» **Given instruction**: Without the pictures, write out all the lines below exactly as they appear.
* Begin *
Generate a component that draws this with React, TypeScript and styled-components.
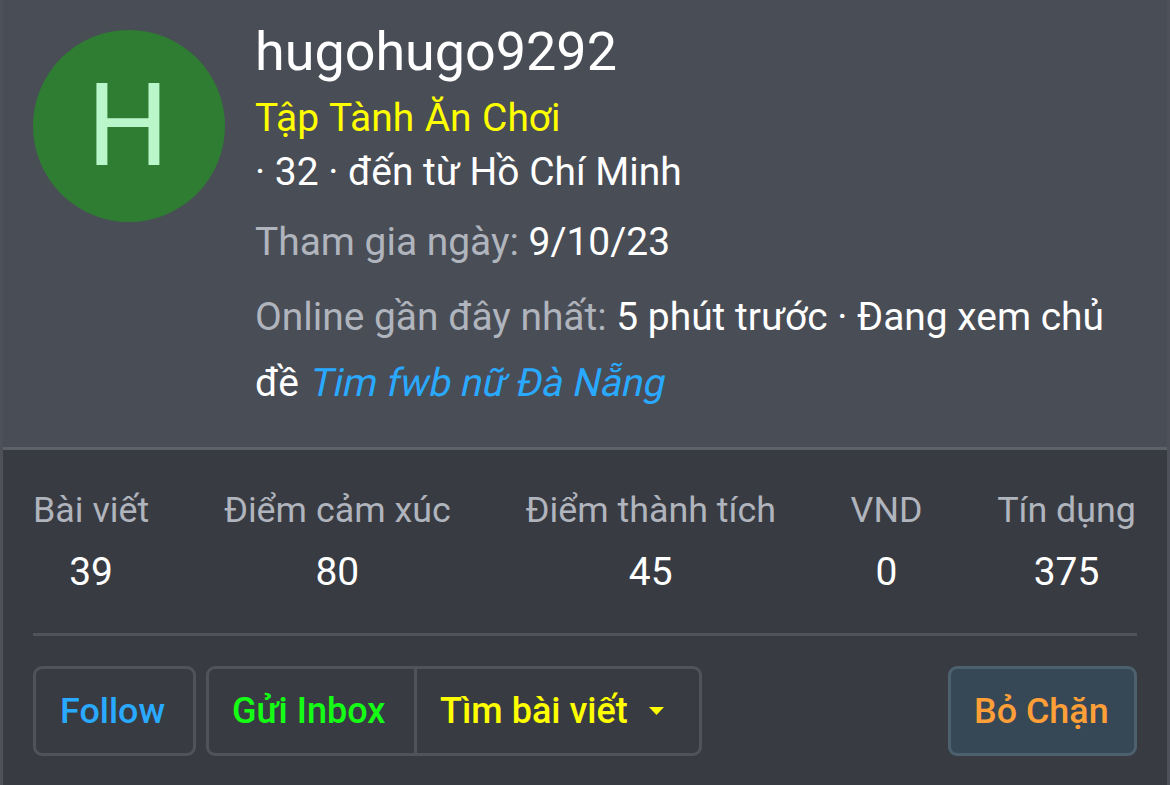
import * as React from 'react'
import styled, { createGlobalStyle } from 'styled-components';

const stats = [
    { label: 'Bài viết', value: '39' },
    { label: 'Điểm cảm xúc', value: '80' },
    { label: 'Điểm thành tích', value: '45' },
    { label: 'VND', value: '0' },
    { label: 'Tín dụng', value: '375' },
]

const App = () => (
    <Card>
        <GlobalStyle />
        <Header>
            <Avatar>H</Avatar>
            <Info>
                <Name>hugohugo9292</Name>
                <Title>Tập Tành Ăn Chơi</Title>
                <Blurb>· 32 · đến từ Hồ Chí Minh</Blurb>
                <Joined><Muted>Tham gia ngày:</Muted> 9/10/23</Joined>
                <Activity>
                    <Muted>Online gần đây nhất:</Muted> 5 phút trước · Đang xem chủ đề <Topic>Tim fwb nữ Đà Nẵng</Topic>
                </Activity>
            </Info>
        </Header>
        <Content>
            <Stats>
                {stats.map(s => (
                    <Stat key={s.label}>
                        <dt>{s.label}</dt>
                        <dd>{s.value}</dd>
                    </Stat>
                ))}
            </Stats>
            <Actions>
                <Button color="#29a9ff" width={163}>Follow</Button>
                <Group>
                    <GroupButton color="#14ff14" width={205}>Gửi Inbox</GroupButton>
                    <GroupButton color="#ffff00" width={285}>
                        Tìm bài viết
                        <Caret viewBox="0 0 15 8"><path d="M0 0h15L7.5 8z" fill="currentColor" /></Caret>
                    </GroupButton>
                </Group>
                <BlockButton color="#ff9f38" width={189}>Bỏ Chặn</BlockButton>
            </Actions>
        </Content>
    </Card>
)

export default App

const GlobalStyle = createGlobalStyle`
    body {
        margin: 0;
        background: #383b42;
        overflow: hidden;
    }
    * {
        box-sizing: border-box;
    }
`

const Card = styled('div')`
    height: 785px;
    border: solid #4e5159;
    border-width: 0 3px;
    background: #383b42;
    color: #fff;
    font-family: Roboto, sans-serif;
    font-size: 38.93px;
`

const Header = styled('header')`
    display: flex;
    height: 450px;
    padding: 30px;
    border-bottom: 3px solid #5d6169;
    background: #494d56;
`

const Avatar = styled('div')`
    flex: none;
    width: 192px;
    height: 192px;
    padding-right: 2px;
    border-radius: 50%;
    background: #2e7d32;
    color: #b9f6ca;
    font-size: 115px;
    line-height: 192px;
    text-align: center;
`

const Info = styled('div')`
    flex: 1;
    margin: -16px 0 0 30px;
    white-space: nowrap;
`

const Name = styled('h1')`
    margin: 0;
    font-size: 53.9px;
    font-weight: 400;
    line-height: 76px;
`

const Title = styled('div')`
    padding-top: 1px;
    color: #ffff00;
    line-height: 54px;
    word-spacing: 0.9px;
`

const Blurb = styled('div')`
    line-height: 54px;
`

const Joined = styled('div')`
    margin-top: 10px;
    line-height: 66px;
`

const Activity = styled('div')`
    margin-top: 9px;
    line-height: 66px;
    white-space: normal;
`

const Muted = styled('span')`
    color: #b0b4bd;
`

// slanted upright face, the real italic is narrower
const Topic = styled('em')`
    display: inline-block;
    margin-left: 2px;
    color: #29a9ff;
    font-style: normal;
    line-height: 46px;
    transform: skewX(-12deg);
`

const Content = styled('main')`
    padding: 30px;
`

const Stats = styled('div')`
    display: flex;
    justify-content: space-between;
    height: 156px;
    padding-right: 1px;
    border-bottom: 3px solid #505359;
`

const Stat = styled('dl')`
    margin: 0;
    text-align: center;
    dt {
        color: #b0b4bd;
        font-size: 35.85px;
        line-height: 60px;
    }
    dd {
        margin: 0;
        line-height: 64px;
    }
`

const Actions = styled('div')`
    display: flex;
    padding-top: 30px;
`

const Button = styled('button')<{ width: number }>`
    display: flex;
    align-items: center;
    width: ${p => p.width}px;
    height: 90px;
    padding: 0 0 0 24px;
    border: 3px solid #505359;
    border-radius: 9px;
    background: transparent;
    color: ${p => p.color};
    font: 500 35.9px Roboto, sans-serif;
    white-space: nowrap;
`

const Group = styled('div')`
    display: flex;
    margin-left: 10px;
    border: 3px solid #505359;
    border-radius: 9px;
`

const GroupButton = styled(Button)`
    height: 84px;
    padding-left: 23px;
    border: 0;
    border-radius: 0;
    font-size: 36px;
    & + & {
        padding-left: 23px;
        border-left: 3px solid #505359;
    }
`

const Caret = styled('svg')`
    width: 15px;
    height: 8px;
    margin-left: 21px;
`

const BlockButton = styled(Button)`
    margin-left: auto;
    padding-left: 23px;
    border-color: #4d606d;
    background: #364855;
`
* End *
» **Exercise answer**:
Generate a component that draws this with React, TypeScript and styled-components.
import * as React from 'react'
import styled, { createGlobalStyle } from 'styled-components';

const stats = [
    { label: 'Bài viết', value: '39' },
    { label: 'Điểm cảm xúc', value: '80' },
    { label: 'Điểm thành tích', value: '45' },
    { label: 'VND', value: '0' },
    { label: 'Tín dụng', value: '375' },
]

const App = () => (
    <Card>
        <GlobalStyle />
        <Header>
            <Avatar>H</Avatar>
            <Info>
                <Name>hugohugo9292</Name>
                <Title>Tập Tành Ăn Chơi</Title>
                <Blurb>· 32 · đến từ Hồ Chí Minh</Blurb>
                <Joined><Muted>Tham gia ngày:</Muted> 9/10/23</Joined>
                <Activity>
                    <Muted>Online gần đây nhất:</Muted> 5 phút trước · Đang xem chủ đề <Topic>Tim fwb nữ Đà Nẵng</Topic>
                </Activity>
            </Info>
        </Header>
        <Content>
            <Stats>
                {stats.map(s => (
                    <Stat key={s.label}>
                        <dt>{s.label}</dt>
                        <dd>{s.value}</dd>
                    </Stat>
                ))}
            </Stats>
            <Actions>
                <Button color="#29a9ff" width={163}>Follow</Button>
                <Group>
                    <GroupButton color="#14ff14" width={205}>Gửi Inbox</GroupButton>
                    <GroupButton color="#ffff00" width={285}>
                        Tìm bài viết
                        <Caret viewBox="0 0 15 8"><path d="M0 0h15L7.5 8z" fill="currentColor" /></Caret>
                    </GroupButton>
                </Group>
                <BlockButton color="#ff9f38" width={189}>Bỏ Chặn</BlockButton>
            </Actions>
        </Content>
    </Card>
)

export default App

const GlobalStyle = createGlobalStyle`
    body {
        margin: 0;
        background: #383b42;
        overflow: hidden;
    }
    * {
        box-sizing: border-box;
    }
`

const Card = styled('div')`
    height: 785px;
    border: solid #4e5159;
    border-width: 0 3px;
    background: #383b42;
    color: #fff;
    font-family: Roboto, sans-serif;
    font-size: 38.93px;
`

const Header = styled('header')`
    display: flex;
    height: 450px;
    padding: 30px;
    border-bottom: 3px solid #5d6169;
    background: #494d56;
`

const Avatar = styled('div')`
    flex: none;
    width: 192px;
    height: 192px;
    padding-right: 2px;
    border-radius: 50%;
    background: #2e7d32;
    color: #b9f6ca;
    font-size: 115px;
    line-height: 192px;
    text-align: center;
`

const Info = styled('div')`
    flex: 1;
    margin: -16px 0 0 30px;
    white-space: nowrap;
`

const Name = styled('h1')`
    margin: 0;
    font-size: 53.9px;
    font-weight: 400;
    line-height: 76px;
`

const Title = styled('div')`
    padding-top: 1px;
    color: #ffff00;
    line-height: 54px;
    word-spacing: 0.9px;
`

const Blurb = styled('div')`
    line-height: 54px;
`

const Joined = styled('div')`
    margin-top: 10px;
    line-height: 66px;
`

const Activity = styled('div')`
    margin-top: 9px;
    line-height: 66px;
    white-space: normal;
`

const Muted = styled('span')`
    color: #b0b4bd;
`

// slanted upright face, the real italic is narrower
const Topic = styled('em')`
    display: inline-block;
    margin-left: 2px;
    color: #29a9ff;
    font-style: normal;
    line-height: 46px;
    transform: skewX(-12deg);
`

const Content = styled('main')`
    padding: 30px;
`

const Stats = styled('div')`
    display: flex;
    justify-content: space-between;
    height: 156px;
    padding-right: 1px;
    border-bottom: 3px solid #505359;
`

const Stat = styled('dl')`
    margin: 0;
    text-align: center;
    dt {
        color: #b0b4bd;
        font-size: 35.85px;
        line-height: 60px;
    }
    dd {
        margin: 0;
        line-height: 64px;
    }
`

const Actions = styled('div')`
    display: flex;
    padding-top: 30px;
`

const Button = styled('button')<{ width: number }>`
    display: flex;
    align-items: center;
    width: ${p => p.width}px;
    height: 90px;
    padding: 0 0 0 24px;
    border: 3px solid #505359;
    border-radius: 9px;
    background: transparent;
    color: ${p => p.color};
    font: 500 35.9px Roboto, sans-serif;
    white-space: nowrap;
`

const Group = styled('div')`
    display: flex;
    margin-left: 10px;
    border: 3px solid #505359;
    border-radius: 9px;
`

const GroupButton = styled(Button)`
    height: 84px;
    padding-left: 23px;
    border: 0;
    border-radius: 0;
    font-size: 36px;
    & + & {
        padding-left: 23px;
        border-left: 3px solid #505359;
    }
`

const Caret = styled('svg')`
    width: 15px;
    height: 8px;
    margin-left: 21px;
`

const BlockButton = styled(Button)`
    margin-left: auto;
    padding-left: 23px;
    border-color: #4d606d;
    background: #364855;
`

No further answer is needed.